— Begin Exercise materials —
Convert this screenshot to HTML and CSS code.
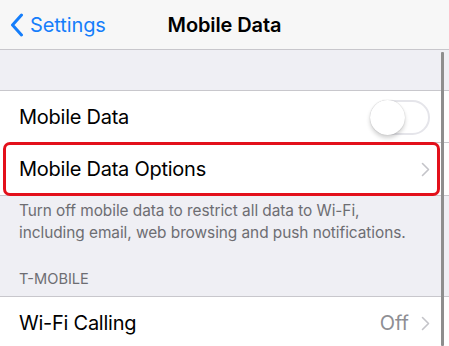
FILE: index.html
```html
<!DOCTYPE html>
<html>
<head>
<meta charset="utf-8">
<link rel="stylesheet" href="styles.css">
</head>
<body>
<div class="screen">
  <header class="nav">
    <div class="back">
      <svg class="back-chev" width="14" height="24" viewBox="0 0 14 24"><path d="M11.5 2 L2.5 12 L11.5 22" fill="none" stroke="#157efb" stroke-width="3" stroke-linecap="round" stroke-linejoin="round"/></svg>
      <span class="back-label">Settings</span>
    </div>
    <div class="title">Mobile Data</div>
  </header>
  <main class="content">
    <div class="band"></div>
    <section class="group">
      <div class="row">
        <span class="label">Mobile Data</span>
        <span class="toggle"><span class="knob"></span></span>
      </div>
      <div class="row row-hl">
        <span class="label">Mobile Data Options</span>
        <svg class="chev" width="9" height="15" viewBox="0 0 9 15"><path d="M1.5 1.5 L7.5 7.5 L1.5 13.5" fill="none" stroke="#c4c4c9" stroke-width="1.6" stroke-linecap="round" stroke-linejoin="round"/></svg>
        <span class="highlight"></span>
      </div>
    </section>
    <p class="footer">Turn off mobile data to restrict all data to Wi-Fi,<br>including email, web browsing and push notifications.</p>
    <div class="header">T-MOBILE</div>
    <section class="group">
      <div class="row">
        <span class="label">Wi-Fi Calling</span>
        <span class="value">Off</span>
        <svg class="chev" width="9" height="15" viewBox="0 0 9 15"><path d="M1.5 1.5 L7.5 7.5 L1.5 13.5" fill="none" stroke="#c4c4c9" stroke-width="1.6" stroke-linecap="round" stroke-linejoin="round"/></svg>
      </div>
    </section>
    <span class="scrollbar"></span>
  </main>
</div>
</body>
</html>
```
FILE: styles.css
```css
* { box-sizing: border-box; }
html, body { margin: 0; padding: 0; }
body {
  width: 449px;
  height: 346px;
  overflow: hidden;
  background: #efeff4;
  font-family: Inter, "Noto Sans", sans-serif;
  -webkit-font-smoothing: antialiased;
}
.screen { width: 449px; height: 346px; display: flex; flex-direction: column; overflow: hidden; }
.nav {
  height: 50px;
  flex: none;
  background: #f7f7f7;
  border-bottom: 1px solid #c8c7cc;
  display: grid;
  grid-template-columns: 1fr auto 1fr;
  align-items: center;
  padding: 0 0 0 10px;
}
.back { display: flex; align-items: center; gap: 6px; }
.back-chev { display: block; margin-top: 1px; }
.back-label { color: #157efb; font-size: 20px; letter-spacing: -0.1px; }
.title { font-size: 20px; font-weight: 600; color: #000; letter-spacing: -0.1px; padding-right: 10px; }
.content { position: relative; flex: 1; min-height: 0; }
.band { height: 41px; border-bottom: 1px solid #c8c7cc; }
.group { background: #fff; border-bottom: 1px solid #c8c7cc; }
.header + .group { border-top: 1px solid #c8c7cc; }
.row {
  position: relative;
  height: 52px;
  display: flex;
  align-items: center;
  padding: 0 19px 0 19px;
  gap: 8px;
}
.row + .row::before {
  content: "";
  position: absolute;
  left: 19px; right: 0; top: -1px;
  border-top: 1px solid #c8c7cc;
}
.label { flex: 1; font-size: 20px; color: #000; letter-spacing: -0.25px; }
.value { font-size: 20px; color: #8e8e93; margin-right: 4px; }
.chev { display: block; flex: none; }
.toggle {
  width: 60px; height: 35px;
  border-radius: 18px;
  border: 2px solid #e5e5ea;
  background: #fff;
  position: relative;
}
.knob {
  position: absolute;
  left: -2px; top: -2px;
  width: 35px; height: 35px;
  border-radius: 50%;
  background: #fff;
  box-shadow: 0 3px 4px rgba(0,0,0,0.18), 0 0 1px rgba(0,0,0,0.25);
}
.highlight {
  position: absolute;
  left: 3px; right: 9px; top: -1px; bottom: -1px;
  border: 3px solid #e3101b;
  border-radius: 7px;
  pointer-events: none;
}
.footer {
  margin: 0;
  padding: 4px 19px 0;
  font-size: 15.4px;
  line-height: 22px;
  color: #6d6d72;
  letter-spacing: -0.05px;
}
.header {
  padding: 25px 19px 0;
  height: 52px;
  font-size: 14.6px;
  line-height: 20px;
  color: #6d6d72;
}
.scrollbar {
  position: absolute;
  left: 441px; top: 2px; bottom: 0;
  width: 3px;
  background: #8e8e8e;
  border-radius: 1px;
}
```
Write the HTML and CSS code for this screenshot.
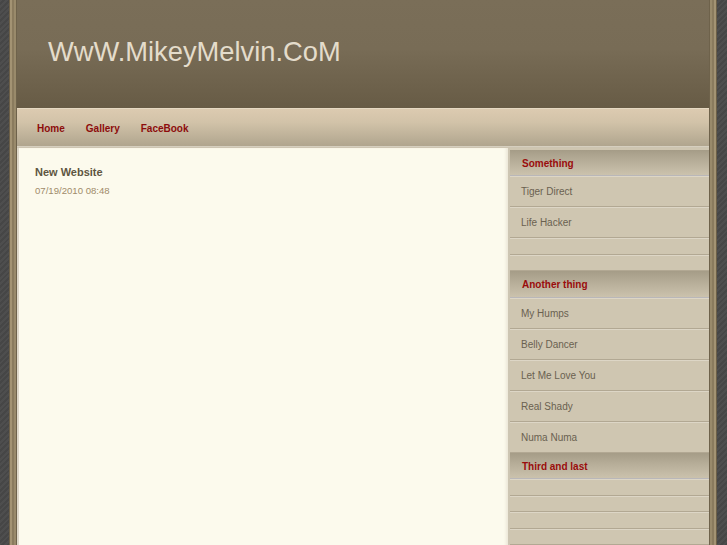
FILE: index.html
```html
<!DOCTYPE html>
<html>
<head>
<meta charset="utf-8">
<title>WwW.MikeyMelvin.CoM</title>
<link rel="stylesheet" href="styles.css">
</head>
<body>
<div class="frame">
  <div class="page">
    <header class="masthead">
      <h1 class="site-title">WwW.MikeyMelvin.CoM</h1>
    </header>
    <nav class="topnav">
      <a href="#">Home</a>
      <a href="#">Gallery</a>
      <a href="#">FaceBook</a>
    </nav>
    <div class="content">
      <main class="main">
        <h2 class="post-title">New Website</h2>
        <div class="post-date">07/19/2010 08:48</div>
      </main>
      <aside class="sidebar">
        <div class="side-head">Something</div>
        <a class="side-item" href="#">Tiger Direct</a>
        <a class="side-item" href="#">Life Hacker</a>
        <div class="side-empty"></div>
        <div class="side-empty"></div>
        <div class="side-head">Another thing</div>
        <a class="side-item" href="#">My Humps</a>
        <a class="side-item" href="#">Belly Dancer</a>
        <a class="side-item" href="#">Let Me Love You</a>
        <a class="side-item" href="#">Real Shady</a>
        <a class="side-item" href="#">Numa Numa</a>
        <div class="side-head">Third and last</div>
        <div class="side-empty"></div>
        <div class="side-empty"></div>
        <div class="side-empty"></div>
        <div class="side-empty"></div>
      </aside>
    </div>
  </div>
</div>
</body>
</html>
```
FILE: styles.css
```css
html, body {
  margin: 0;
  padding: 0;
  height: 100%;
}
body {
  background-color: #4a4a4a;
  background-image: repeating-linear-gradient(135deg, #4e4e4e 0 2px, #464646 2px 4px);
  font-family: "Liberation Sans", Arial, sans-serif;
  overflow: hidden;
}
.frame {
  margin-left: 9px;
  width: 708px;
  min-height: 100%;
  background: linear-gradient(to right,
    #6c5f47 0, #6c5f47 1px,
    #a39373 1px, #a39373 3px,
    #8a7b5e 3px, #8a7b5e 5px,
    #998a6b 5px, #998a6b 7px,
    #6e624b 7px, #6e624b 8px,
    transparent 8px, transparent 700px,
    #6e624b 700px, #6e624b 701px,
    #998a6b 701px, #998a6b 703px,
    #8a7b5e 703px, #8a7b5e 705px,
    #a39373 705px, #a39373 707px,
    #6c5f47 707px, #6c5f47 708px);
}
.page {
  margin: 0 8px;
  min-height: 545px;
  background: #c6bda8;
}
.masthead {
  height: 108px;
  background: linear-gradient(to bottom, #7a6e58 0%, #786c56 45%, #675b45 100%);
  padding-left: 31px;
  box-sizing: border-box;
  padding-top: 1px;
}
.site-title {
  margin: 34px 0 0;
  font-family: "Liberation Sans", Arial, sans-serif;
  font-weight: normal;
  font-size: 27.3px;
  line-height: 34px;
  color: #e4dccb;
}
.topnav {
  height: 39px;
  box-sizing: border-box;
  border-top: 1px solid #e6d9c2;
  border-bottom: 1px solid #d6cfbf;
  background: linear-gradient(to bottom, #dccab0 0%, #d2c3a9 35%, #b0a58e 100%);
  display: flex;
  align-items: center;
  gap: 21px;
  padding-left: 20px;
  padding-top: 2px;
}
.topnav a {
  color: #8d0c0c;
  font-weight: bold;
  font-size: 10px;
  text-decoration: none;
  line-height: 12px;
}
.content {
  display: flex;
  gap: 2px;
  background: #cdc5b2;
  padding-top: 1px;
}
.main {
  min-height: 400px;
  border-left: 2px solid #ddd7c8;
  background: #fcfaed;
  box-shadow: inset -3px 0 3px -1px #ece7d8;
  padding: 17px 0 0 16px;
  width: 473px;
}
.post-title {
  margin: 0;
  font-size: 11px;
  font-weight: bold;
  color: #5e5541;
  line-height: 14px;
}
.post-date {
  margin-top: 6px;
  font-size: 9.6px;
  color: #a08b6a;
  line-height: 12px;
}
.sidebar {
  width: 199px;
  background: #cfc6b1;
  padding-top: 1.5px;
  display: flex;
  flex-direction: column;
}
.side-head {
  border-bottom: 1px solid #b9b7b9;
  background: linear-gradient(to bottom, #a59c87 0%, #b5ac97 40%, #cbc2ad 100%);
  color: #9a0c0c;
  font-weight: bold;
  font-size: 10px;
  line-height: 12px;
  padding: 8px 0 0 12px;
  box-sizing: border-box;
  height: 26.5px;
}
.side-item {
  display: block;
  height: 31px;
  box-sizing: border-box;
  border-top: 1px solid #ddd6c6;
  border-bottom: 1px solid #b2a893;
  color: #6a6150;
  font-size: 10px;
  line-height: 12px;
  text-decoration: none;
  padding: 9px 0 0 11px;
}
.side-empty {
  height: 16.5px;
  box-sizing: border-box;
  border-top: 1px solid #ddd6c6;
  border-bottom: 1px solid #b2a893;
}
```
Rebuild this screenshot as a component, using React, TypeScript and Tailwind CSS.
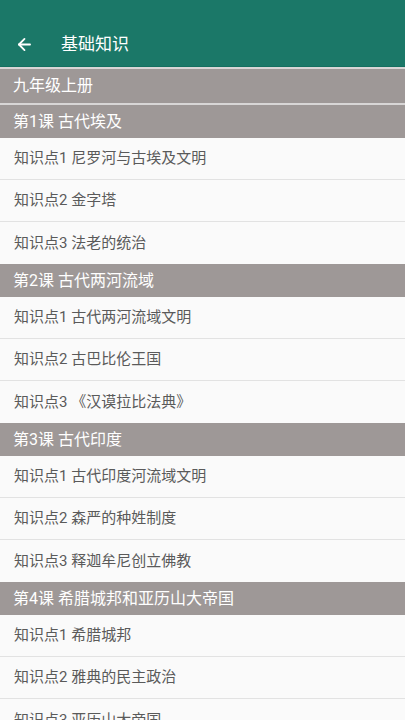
— End Exercise materials —
**What to produce**
Show all lines in the entries above where the string "screenshot" appears.

**Exercise answer**
Convert this screenshot to HTML and CSS code.
Write the HTML and CSS code for this screenshot.
Rebuild this screenshot as a component, using React, TypeScript and Tailwind CSS.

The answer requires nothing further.